A75: xDS Aggregate Cluster Behavior Fixes

Author(s): @markdroth
Approver: @ejona86, @dfawley
Status: {Draft, In Review, Ready for Implementation, Implemented}
Implemented in: C-core
Last updated: 2024-02-28
Discussion at: https://groups.google.com/g/grpc-io/c/C1XAnRc2Z7E

Abstract

Our original design for xDS aggregate clusters incorrectly assumed that the intended behavior was for the LB policy to be configured at the aggregate cluster layer, not at the underlying cluster layers. This added a lot of complexity. It also forced us to impose a limitation that features like stateful session affinity and outlier detection would work only within a priority, rather than across all priorities in the cluster. This design describes how we will correct these problems.

Background

When we originally implemented xDS aggregate cluster support in gRFC A37, we misunderstood how the feature actually worked. Our discussions of aggregate cluster behavior in envoyproxy/envoy#13134 assumed that the core idea of an aggregate cluster was that it concatenated the priorities from the underlying clusters into a single list, so that it could use a single LB policy defined at the aggregate cluster layer to choose a priority from that combined list. Note that in Envoy, priorities are normally handled by the LB policy, so this would have made sense as a way to use the normal logic for choosing a priority.
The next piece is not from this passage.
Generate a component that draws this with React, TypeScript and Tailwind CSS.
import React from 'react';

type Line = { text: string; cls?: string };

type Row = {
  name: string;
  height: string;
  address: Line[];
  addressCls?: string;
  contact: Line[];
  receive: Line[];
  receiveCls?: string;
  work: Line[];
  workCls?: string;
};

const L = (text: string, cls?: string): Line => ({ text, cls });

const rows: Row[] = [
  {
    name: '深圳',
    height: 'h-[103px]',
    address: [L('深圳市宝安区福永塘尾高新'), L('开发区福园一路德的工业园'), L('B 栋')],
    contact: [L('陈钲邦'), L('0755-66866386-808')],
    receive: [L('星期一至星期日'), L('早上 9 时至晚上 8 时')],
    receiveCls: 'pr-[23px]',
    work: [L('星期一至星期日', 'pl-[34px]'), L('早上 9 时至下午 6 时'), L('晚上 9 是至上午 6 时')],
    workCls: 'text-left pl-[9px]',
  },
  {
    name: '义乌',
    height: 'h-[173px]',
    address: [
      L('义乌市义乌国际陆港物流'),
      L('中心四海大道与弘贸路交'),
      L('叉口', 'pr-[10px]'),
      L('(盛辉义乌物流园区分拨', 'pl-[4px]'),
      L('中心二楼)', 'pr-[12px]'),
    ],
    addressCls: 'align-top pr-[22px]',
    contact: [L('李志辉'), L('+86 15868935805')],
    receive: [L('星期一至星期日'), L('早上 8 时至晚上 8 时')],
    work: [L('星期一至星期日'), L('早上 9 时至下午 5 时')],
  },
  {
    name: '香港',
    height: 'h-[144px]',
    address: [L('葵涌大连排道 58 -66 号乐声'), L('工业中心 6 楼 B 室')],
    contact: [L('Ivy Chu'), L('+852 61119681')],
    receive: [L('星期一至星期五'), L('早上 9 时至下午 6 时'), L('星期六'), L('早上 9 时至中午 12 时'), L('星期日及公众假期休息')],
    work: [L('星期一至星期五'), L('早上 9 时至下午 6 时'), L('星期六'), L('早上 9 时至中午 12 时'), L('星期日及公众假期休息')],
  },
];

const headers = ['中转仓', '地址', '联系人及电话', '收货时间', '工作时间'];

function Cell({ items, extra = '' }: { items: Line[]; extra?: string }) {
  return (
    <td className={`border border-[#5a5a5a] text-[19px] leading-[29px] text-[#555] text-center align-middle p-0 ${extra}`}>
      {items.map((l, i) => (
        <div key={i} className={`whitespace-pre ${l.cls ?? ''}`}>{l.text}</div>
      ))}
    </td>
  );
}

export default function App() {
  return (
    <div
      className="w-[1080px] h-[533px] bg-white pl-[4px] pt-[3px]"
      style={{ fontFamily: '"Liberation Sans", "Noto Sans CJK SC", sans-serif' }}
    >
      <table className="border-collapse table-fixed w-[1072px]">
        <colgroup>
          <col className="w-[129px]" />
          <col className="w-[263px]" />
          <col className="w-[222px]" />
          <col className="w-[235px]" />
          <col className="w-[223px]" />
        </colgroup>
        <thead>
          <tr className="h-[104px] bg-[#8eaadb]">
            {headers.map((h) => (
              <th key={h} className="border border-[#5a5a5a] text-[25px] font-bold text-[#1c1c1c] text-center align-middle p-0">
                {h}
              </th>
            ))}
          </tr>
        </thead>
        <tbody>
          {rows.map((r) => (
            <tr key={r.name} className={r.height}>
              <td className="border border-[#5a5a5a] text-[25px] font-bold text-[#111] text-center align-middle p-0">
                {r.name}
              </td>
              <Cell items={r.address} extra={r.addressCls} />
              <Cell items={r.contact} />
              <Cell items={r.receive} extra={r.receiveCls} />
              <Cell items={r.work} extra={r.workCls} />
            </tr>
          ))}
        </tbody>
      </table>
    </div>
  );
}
However, it turns out that aggregate clusters don't actually define the LB policy in the aggregate cluster; instead, the aggregate cluster uses a special cluster-provided LB policy that first chooses the underlying cluster and then delegates to the LB policy of the underlying cluster. This is covered in the Envoy documentation, and you can see the Envoy implementation of this aggregate cluster LB policy here.
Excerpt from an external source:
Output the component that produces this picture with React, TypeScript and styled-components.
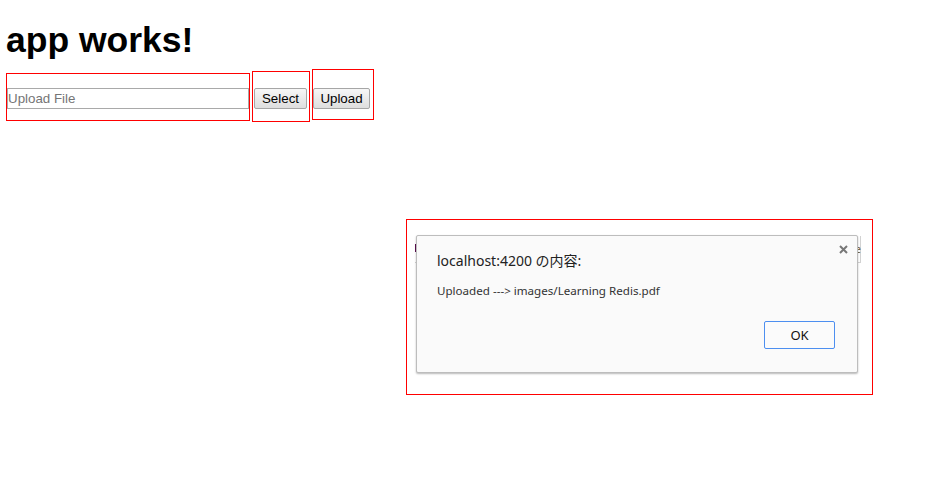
import React from "react";
import styled, { createGlobalStyle } from "styled-components";

const GlobalStyle = createGlobalStyle`
  html, body {
    margin: 0;
    padding: 0;
    background: #ffffff;
  }
  body {
    font-family: "Liberation Sans", Arial, sans-serif;
    color: #000;
  }
`;

const Page = styled.div`
  position: relative;
  width: 925px;
  height: 493px;
  padding-left: 6px;
  box-sizing: border-box;
  overflow: hidden;
`;

const Title = styled.h1`
  margin: 20px 0 9px 0;
  font-size: 35.5px;
  line-height: 40px;
  font-weight: bold;
`;

const Row = styled.div`
  display: flex;
  align-items: flex-start;
  gap: 2px;
`;

// the red debug outlines around each form control
const Frame = styled.div<{ $w: number; $h: number; $top: number; $padTop: number; $padLeft: number }>`
  box-sizing: border-box;
  width: ${(p) => p.$w}px;
  height: ${(p) => p.$h}px;
  margin-top: ${(p) => p.$top}px;
  padding-top: ${(p) => p.$padTop}px;
  padding-left: ${(p) => p.$padLeft}px;
  border: 1px solid #ff0000;
`;

const FileInput = styled.input`
  display: block;
  box-sizing: border-box;
  width: 242px;
  height: 21px;
  margin: 0;
  padding: 0 1px 0 0;
  border: 1px solid #a9a9a9;
  font-family: "Liberation Sans", Arial, sans-serif;
  font-size: 13.33px;
  color: #000;
  outline: none;

  &::placeholder {
    color: #757575;
  }
`;

const Button = styled.button<{ $w: number }>`
  display: block;
  box-sizing: border-box;
  width: ${(p) => p.$w}px;
  height: 21px;
  margin: 0;
  padding: 0;
  border: 1px solid #a6a6a6;
  border-radius: 2px;
  background: linear-gradient(#f7f7f7, #dedede);
  font-family: "Liberation Sans", Arial, sans-serif;
  font-size: 13.33px;
  line-height: 19px;
  color: #000;
`;

/* overlay: the browser alert, drawn over the page */
const AlertFrame = styled.div`
  position: absolute;
  left: 406px;
  top: 219px;
  width: 467px;
  height: 176px;
  box-sizing: border-box;
  border: 1px solid #ff0000;
  padding: 15px 0 0 9px;
`;

const Behind = styled.div`
  position: absolute;
  left: 8px;
  top: 16px;
  width: 446px;
  height: 27px;
  box-sizing: border-box;
  border-right: 1px solid #d2d2d2;
  border-bottom: 1px solid #d2d2d2;
  display: flex;
  justify-content: space-between;
  align-items: flex-start;
  padding-top: 8px;
`;

const Mark = styled.span`
  display: block;
  width: 2px;
  height: 8px;
  background: #5b0f4f;
`;

const Peek = styled.span`
  font-family: "Noto Sans", sans-serif;
  font-size: 10px;
  line-height: 10px;
  color: #6b5a3a;
  margin-right: -1px;
`;

const Dialog = styled.div`
  position: relative;
  box-sizing: border-box;
  width: 442px;
  height: 138px;
  background: #fafafa;
  border: 1px solid #bdbdbd;
  border-radius: 2px;
  box-shadow: 0 1px 2px rgba(0, 0, 0, 0.28);
  padding: 15px 22px 0 20px;
  font-family: "Noto Sans", "Noto Sans CJK JP", sans-serif;
  color: #222;
`;

const DialogTitle = styled.div`
  font-size: 14px;
  line-height: 20px;
`;

const DialogMessage = styled.div`
  margin-top: 12px;
  font-size: 11.6px;
  line-height: 16px;
  color: #333;
`;

const Footer = styled.div`
  display: flex;
  justify-content: flex-end;
  margin-top: 22px;
`;

const OkButton = styled.button`
  box-sizing: border-box;
  width: 71px;
  height: 28px;
  margin: 0;
  padding: 0;
  border: 1px solid #4d8ff0;
  border-radius: 2px;
  background: #fbfbfb;
  font-family: "Noto Sans", sans-serif;
  font-size: 13px;
  color: #111;
`;

const Close = styled.svg`
  position: absolute;
  right: 9px;
  top: 9px;
`;

export default function App() {
  return (
    <Page>
      <GlobalStyle />
      <Title>app works!</Title>
      <Row>
        <Frame $w={244} $h={48} $top={4} $padTop={14} $padLeft={0}>
          <FileInput type="text" placeholder="Upload File" />
        </Frame>
        <Frame $w={58} $h={51} $top={2} $padTop={16} $padLeft={1}>
          <Button $w={53}>Select</Button>
        </Frame>
        <Frame $w={62} $h={51} $top={0} $padTop={18} $padLeft={0}>
          <Button $w={57}>Upload</Button>
        </Frame>
      </Row>

      <AlertFrame>
        <Behind>
          <Mark />
          <Peek>e</Peek>
        </Behind>
        <Dialog>
          <Close width="9" height="9" viewBox="0 0 9 9">
            <path d="M1 1 L8 8 M8 1 L1 8" stroke="#777" strokeWidth="2" />
          </Close>
          <DialogTitle>localhost:4200 の内容:</DialogTitle>
          <DialogMessage>Uploaded ---&gt; images/Learning Redis.pdf</DialogMessage>
          <Footer>
            <OkButton>OK</OkButton>
          </Footer>
        </Dialog>
      </AlertFrame>
    </Page>
  );
}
This incorrectly-perceived requirement led us to a design in which each of a cluster's priorities could have its configuration come from a different underlying cluster. This in turn meant that features like outlier detection (gRFC A50) and stateful session affinity (gRFCs A55 and A60) were designed to work only within a specific priority rather than working across all priorities within a cluster. This limitation is causing problems for stateful session affinity and is likely a source of friction for outlier detection as well.

This design describes how we are going to change our aggregate cluster implementation to solve these problems. It also describes some changes to the stateful session affinity design to support it working across priorities.

Related Proposals:

A37: xDS Aggregate and Logical DNS Clusters
A50: gRPC xDS Outlier Detection Support
A55: xDS-Based Stateful Session Affinity for Proxyless gRPC
A60: xDS-Based Stateful Session Affinity for Weighted Clusters
A56: Priority LB policy
A61: IPv4 and IPv6 Dualstack Backend Support
A74: xDS Config Tears (pending)

Proposal

There are two main parts to this proposal: aggregate cluster changes and stateful session affinity changes.

Aggregate Cluster Changes

Instead of representing an aggregate cluster as a single cluster whose priorities come from different underlying clusters, we will instead represent an aggregate cluster as an instance of a priority LB policy (gRFC A56) where each child is a cds LB policy for the underlying cluster.
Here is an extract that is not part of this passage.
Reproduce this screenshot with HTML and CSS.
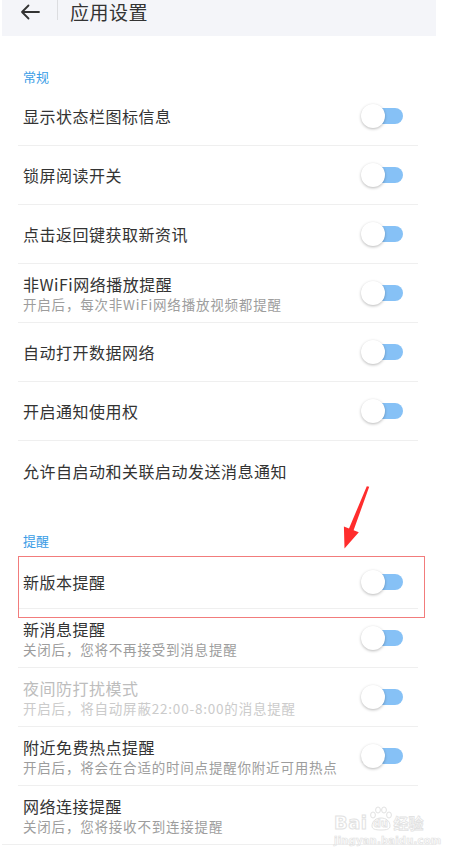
FILE: index.html
```html
<!DOCTYPE html>
<html lang="zh-CN">
<head>
<meta charset="utf-8">
<title>应用设置</title>
<link rel="stylesheet" href="styles.css">
</head>
<body>
<div class="page">
  <header class="topbar">
    <div class="topbar-inner">
      <svg class="back" width="20" height="16" viewBox="0 0 20 16"><path d="M19 8H2M8.5 1.5L2 8l6.5 6.5" fill="none" stroke="#333" stroke-width="1.8" stroke-linecap="round" stroke-linejoin="round"/></svg>
      <span class="vline"></span>
      <h1 class="title">应用设置</h1>
    </div>
  </header>

  <div class="list">
    <div class="section">常规</div>
    <div class="row"><div class="txt"><div class="t">显示状态栏图标信息</div></div><span class="switch"><i></i></span></div>
    <div class="row"><div class="txt"><div class="t">锁屏阅读开关</div></div><span class="switch"><i></i></span></div>
    <div class="row"><div class="txt"><div class="t">点击返回键获取新资讯</div></div><span class="switch"><i></i></span></div>
    <div class="row"><div class="txt"><div class="t">非WiFi网络播放提醒</div><div class="s">开启后，每次非WiFi网络播放视频都提醒</div></div><span class="switch"><i></i></span></div>
    <div class="row"><div class="txt"><div class="t">自动打开数据网络</div></div><span class="switch"><i></i></span></div>
    <div class="row"><div class="txt"><div class="t">开启通知使用权</div></div><span class="switch"><i></i></span></div>
    <div class="row noline"><div class="txt"><div class="t">允许自启动和关联启动发送消息通知</div></div></div>

    <div class="section">提醒</div>
    <div class="row short"><div class="txt"><div class="t">新版本提醒</div></div><span class="switch"><i></i></span></div>
    <div class="row"><div class="txt"><div class="t">新消息提醒</div><div class="s">关闭后，您将不再接受到消息提醒</div></div><span class="switch"><i></i></span></div>
    <div class="row disabled"><div class="txt"><div class="t">夜间防打扰模式</div><div class="s">开启后，将自动屏蔽22:00-8:00的消息提醒</div></div><span class="switch"><i></i></span></div>
    <div class="row"><div class="txt"><div class="t">附近免费热点提醒</div><div class="s">开启后，将会在合适的时间点提醒你附近可用热点</div></div><span class="switch"><i></i></span></div>
    <div class="row noline"><div class="txt"><div class="t">网络连接提醒</div><div class="s">关闭后，您将接收不到连接提醒</div></div></div>
  </div>
  <div class="rule-full"></div>
</div>

<div class="highlight"></div>
<svg class="arrow" width="40" height="70" viewBox="335 482 40 70">
  <polygon fill="#ff2d2d" points="369.2,486.8 366.8,486.2 349.0,528.5 343.9,526.5 344.5,548.5 358.8,532.3 353.6,530.3"/>
</svg>

<div class="watermark">
  <div class="wm-top">
    <span class="wm-bai">Bai</span>
    <span class="wm-paw">
      <svg width="26" height="26" viewBox="0 0 26 26"><g fill="none" stroke="#e2e2e2" stroke-width="1"><ellipse cx="5" cy="9" rx="2.4" ry="3"/><ellipse cx="10" cy="4" rx="2.4" ry="3"/><ellipse cx="16" cy="4" rx="2.4" ry="3"/><ellipse cx="21" cy="9" rx="2.4" ry="3"/><path d="M4 20c0-5 4-8 9-8s9 3 9 8c0 3-3 4-9 4s-9-1-9-4z"/></g></svg>
      <span class="wm-du">du</span>
    </span>
    <span class="wm-jy">经验</span>
  </div>
  <div class="wm-url">jingyan.baidu.com</div>
</div>
</body>
</html>
```

FILE: styles.css
```css
* { box-sizing: border-box; }
html, body { margin: 0; padding: 0; background: #fff; }
body {
  width: 452px;
  height: 860px;
  overflow: hidden;
  font-family: "Noto Sans CJK SC", "Noto Sans", sans-serif;
  color: #333;
  position: relative;
}
.page { margin-left: 2px; width: 434px; }

.topbar { height: 36px; background: #f4f5f9; }
.topbar-inner { display: flex; align-items: center; height: 22px; padding-top: 1px; }
.back { margin-left: 18px; flex: none; }
.vline { width: 1px; height: 20px; background: #dcdde0; margin-left: 17px; align-self: flex-start; margin-top: -1px; }
.title {
  margin: 0 0 0 12px;
  font-size: 19px;
  font-weight: 400;
  letter-spacing: 0.5px;
  line-height: 21px;
  color: #333;
}

.list { padding: 0 18px 0 16px; }
.section {
  padding: 31px 0 0 5px;
  height: 51px;
  font-size: 13px;
  line-height: 20px;
  color: #3a9de6;
}
.list .row.noline + .section { height: 56px; }

.row {
  display: flex;
  align-items: center;
  justify-content: space-between;
  height: 59px;
  padding: 0 15px 0 5px;
  border-bottom: 1px solid #efefef;
}
.row.short { height: 53px; }
.row.noline { border-bottom: none; }
.txt { display: flex; flex-direction: column; }
.t { font-size: 16px; letter-spacing: 0.5px; line-height: 20px; color: #333; }
.s { font-size: 13.5px; letter-spacing: 0.8px; line-height: 18px; margin-top: 1px; color: #9d9d9d; }
.disabled .t { color: #bdbdbd; }
.disabled .s { color: #cbcbcb; }

.switch { position: relative; width: 42px; height: 24px; flex: none; }
.switch::before {
  content: "";
  position: absolute;
  right: 0;
  top: 4px;
  width: 30px;
  height: 16px;
  border-radius: 8px;
  background: #86c1f6;
}
.switch i {
  position: absolute;
  left: 0;
  top: 0;
  width: 24px;
  height: 24px;
  border-radius: 50%;
  background: #fff;
  box-shadow: 0 1px 3px rgba(0,0,0,0.28);
}

.rule-full { height: 1px; background: #efefef; margin-top: -1px; }

.highlight {
  position: absolute;
  left: 18px;
  top: 556px;
  width: 407px;
  height: 62px;
  border: 1.5px solid #f27c7c;
}
.arrow { position: absolute; left: 335px; top: 482px; }

.watermark {
  position: absolute;
  left: 334px;
  top: 800px;
  width: 92px;
  font-family: "DejaVu Sans", sans-serif;
}
.wm-top { display: flex; align-items: flex-end; height: 32px; }
.wm-bai {
  font-size: 18px;
  font-weight: bold;
  line-height: 18px;
  color: transparent;
  -webkit-text-stroke: 1px #e2e2e2;
  letter-spacing: 0.5px;
}
.wm-paw { position: relative; width: 26px; height: 26px; display: inline-block; }
.wm-paw svg { position: absolute; left: 0; top: 0; }
.wm-du {
  position: absolute;
  left: 6px;
  top: 12px;
  font-size: 10px;
  font-weight: bold;
  line-height: 11px;
  color: transparent;
  -webkit-text-stroke: 0.8px #e2e2e2;
}
.wm-jy {
  font-family: "Noto Sans CJK SC", sans-serif;
  font-size: 15px;
  font-weight: bold;
  line-height: 18px;
  color: transparent;
  -webkit-text-stroke: 0.8px #e2e2e2;
}
.wm-url {
  font-size: 10px;
  font-weight: bold;
  line-height: 12px;
  margin-top: 3px;
  color: transparent;
  -webkit-text-stroke: 0.7px #e2e2e2;
  letter-spacing: 0.2px;
}
```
This will allow us to move the outlier_detection, xds_cluster_impl, and xds_override_host LB policies up above the priority policy that chooses the priority within the cluster. This will result in outlier detection and stateful session affinity working across priorities within a cluster, as they should.

The architecture for a non-aggregate cluster will now look like this:

Link to SVG file

And the architecture for an aggregate cluster will now look like this:

Link to SVG file

One important consequence of this change is that we will no longer be getting the LB policy config from the aggregate cluster; instead, we will use the LB policy configured in the underlying cluster. However, to avoid causing backward-compatibility problems, we will not require the aggregate cluster to be configured with the CLUSTER_PROVIDED LB policy the way that Envoy does; instead, we will simply ignore the LB policy configured in the aggregate cluster. This seems unlikely to cause problems in practice, because Envoy's aggregate cluster functionality probably doesn't work with anything except the CLUSTER_PROVIDED LB policy anyway, so the LB policy in the aggregate cluster probably doesn't provide any useful information.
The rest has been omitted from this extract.